Don’t Forget To Cope

Context is everything.

I love a good laugh. The genuine, in your belly, can’t breathe, can’t stop laughing episodes. Few and far between at this point in time, you might assume, what with all the fun having been sucked out of our lives. But if you’re like me, where you tend to get the giggles at funerals or fall in a heap of chuckles when you’re utterly exhausted, well, chances are life is a ball of laughs at the moment.

The mad kind.

I was reminded of this human tendency to raucous laughter in times of desperation while reading my book today; “My shoulders shook. At first I thought I was going to cry, but then I burst out laughing. All of a sudden, everyone was laughing. Giggles and roars and oceanic tears at the absurdity of it all.” (taken from Suleika Jaouad’s Between Two Kingdoms).

It’s not just me then, I thought. I’m not crazy! Except that I probably am. But is it not fair to say that if you haven’t gone a little crazy by now, you’re probably insane?

It’s weird being in the middle of a pandemic. A lot of the time I feel like Fr. Dougal holding the scalding hot teapot looking for the opportunity to politely interject about being ‘in severe pain Ted’. We’re expected to hold it all together. Wash your hands, wear a facemask – oh, and don’t forget to cope. But isn’t trauma bad for you? As in physically, mentally, emotionally toxic? So I like to let it all out, when it wells up. Having three small children prohibits me from taking to the bed, so I take to the bath and stew it out.

Every so often I’ll wave my little (metaphorical) red flag at Alan, who, overall, is having a whale of a time without a commute or all that extra travel and has adjusted relatively seamlessly to having his three clingy children (plus clingy wife) right outside his office door. (Often, delightfully, even pawing said door.) He sees me on the cusp of cracking at least once a week. When we were all awaiting the Government’s most recent Covid lockdown update (which coincided with an oncoming full moon, I might add) I described to him how my thoughts were like a swirling riptide. His thoughts, we concluded, had more in common with a fast flowing river – they’re there, he deals with them in the moment and they float off downstream to the ocean of never-to-be-seen-again. End of. Probing for any sign of a fracturing mental state last week, I asked him to show me his panic face – so I could be on alert. To my horror, he revealed that it is exactly the same as his ‘I’ll put on the kettle’ face. He’s an engineer you see, long-renowned for their fact-focussed, problem solving approach to life. I, on the other hand, am an Arts graduate and so dramatically wonder if it is not ever so slightly my duty to fall off the sanity wagon at several points in all of this. Is the point of being human not to feel all the feels and register every emotion, every high and low?

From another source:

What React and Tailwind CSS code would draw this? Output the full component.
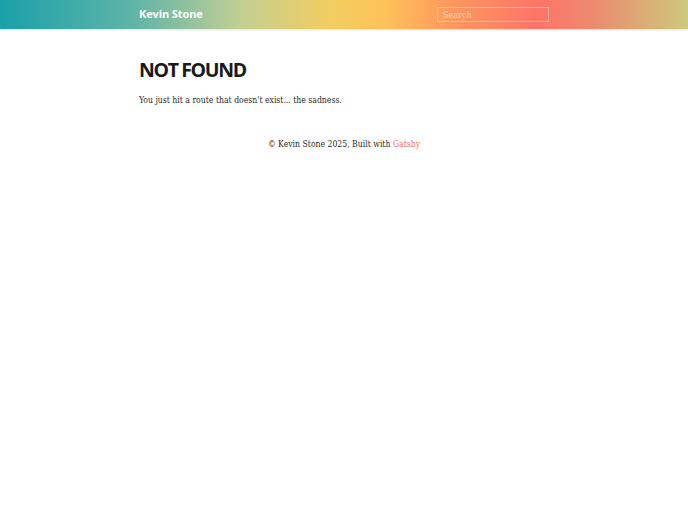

Others you’ll meet will seem fine too. I messaged a friend about going a bit la la any time I get a whiff of a the Government sub-committe on Covid making an announcement and they told me they ‘choose not to let it effect (them)’. Just like that. Fantastic at coping? Or sociopath?

Then there’s the old reliable ‘sure it could be worse’ brigade. Cheers Brendan. I realise my head isn’t on fire, but we’re in the middle of a once-in-a-hundred-year-global-pandemic and I can’t see my friends or family. You can’t deny that things aren’t ever so slightly shite.

Obviously, I don’t believe in becoming all-consumed in the doom and gloom of it all or wallowing in self-pity for prolonged periods. I’m not going to tie myself to an anvil of sadness and throw myself off the deck. But it can’t be any harm to panic just a little bit every now and again. In actual fact it can only be quite cathartic. For those of us prone to panic at any rate.

So I love when I meet the other crazy people. Friends that message me to say they think their heads are about to explode or they feel sad or they don’t know how they feel – they’re just having a crappy day. I want to be among the people that divulge they cried in the cereal aisle at the supermarket or have taken to lying down a lot or talk to the cat a little more than one might think healthy. As the writer Glennon Doyle would say “Those are my people”.

If nothing else we can crazy-laugh together.